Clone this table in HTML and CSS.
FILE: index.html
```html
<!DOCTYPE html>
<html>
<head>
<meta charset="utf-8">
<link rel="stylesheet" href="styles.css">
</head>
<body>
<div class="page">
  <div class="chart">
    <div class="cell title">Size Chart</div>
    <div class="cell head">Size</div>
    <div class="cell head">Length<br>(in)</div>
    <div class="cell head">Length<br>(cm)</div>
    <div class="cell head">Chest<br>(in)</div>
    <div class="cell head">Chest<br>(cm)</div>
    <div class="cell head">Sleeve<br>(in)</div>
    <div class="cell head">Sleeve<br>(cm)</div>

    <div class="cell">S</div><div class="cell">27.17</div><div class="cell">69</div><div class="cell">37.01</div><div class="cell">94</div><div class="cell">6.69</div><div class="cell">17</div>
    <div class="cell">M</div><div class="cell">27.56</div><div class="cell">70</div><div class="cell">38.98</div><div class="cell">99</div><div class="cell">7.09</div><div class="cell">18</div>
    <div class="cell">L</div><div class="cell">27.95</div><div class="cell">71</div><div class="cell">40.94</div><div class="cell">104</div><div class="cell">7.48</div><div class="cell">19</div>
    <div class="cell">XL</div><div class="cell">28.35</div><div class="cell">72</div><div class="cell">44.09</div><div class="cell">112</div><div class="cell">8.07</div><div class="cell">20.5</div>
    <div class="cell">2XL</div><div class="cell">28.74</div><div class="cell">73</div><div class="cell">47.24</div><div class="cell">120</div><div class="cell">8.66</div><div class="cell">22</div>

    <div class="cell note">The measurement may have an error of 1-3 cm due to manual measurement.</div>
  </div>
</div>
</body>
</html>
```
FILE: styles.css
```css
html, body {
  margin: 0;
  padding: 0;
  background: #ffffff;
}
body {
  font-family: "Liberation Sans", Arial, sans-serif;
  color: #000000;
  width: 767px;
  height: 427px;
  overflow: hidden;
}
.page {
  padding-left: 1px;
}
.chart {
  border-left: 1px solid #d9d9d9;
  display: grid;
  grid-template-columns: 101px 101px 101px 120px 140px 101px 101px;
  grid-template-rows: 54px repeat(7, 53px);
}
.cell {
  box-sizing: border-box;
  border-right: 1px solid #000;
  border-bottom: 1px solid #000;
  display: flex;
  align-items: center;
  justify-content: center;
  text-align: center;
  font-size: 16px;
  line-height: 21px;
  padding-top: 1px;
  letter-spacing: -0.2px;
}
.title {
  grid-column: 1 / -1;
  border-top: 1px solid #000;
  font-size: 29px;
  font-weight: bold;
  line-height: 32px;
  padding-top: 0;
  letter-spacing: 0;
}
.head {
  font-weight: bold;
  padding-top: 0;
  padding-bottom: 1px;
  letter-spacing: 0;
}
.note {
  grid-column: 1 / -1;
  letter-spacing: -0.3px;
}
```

- To be done -
Extract all the material, leaving every line as it is.

- Result of the task -
Clone this table in HTML and CSS.
FILE: index.html
```html
<!DOCTYPE html>
<html>
<head>
<meta charset="utf-8">
<link rel="stylesheet" href="styles.css">
</head>
<body>
<div class="page">
  <div class="chart">
    <div class="cell title">Size Chart</div>
    <div class="cell head">Size</div>
    <div class="cell head">Length<br>(in)</div>
    <div class="cell head">Length<br>(cm)</div>
    <div class="cell head">Chest<br>(in)</div>
    <div class="cell head">Chest<br>(cm)</div>
    <div class="cell head">Sleeve<br>(in)</div>
    <div class="cell head">Sleeve<br>(cm)</div>

    <div class="cell">S</div><div class="cell">27.17</div><div class="cell">69</div><div class="cell">37.01</div><div class="cell">94</div><div class="cell">6.69</div><div class="cell">17</div>
    <div class="cell">M</div><div class="cell">27.56</div><div class="cell">70</div><div class="cell">38.98</div><div class="cell">99</div><div class="cell">7.09</div><div class="cell">18</div>
    <div class="cell">L</div><div class="cell">27.95</div><div class="cell">71</div><div class="cell">40.94</div><div class="cell">104</div><div class="cell">7.48</div><div class="cell">19</div>
    <div class="cell">XL</div><div class="cell">28.35</div><div class="cell">72</div><div class="cell">44.09</div><div class="cell">112</div><div class="cell">8.07</div><div class="cell">20.5</div>
    <div class="cell">2XL</div><div class="cell">28.74</div><div class="cell">73</div><div class="cell">47.24</div><div class="cell">120</div><div class="cell">8.66</div><div class="cell">22</div>

    <div class="cell note">The measurement may have an error of 1-3 cm due to manual measurement.</div>
  </div>
</div>
</body>
</html>
```
FILE: styles.css
```css
html, body {
  margin: 0;
  padding: 0;
  background: #ffffff;
}
body {
  font-family: "Liberation Sans", Arial, sans-serif;
  color: #000000;
  width: 767px;
  height: 427px;
  overflow: hidden;
}
.page {
  padding-left: 1px;
}
.chart {
  border-left: 1px solid #d9d9d9;
  display: grid;
  grid-template-columns: 101px 101px 101px 120px 140px 101px 101px;
  grid-template-rows: 54px repeat(7, 53px);
}
.cell {
  box-sizing: border-box;
  border-right: 1px solid #000;
  border-bottom: 1px solid #000;
  display: flex;
  align-items: center;
  justify-content: center;
  text-align: center;
  font-size: 16px;
  line-height: 21px;
  padding-top: 1px;
  letter-spacing: -0.2px;
}
.title {
  grid-column: 1 / -1;
  border-top: 1px solid #000;
  font-size: 29px;
  font-weight: bold;
  line-height: 32px;
  padding-top: 0;
  letter-spacing: 0;
}
.head {
  font-weight: bold;
  padding-top: 0;
  padding-bottom: 1px;
  letter-spacing: 0;
}
.note {
  grid-column: 1 / -1;
  letter-spacing: -0.3px;
}
```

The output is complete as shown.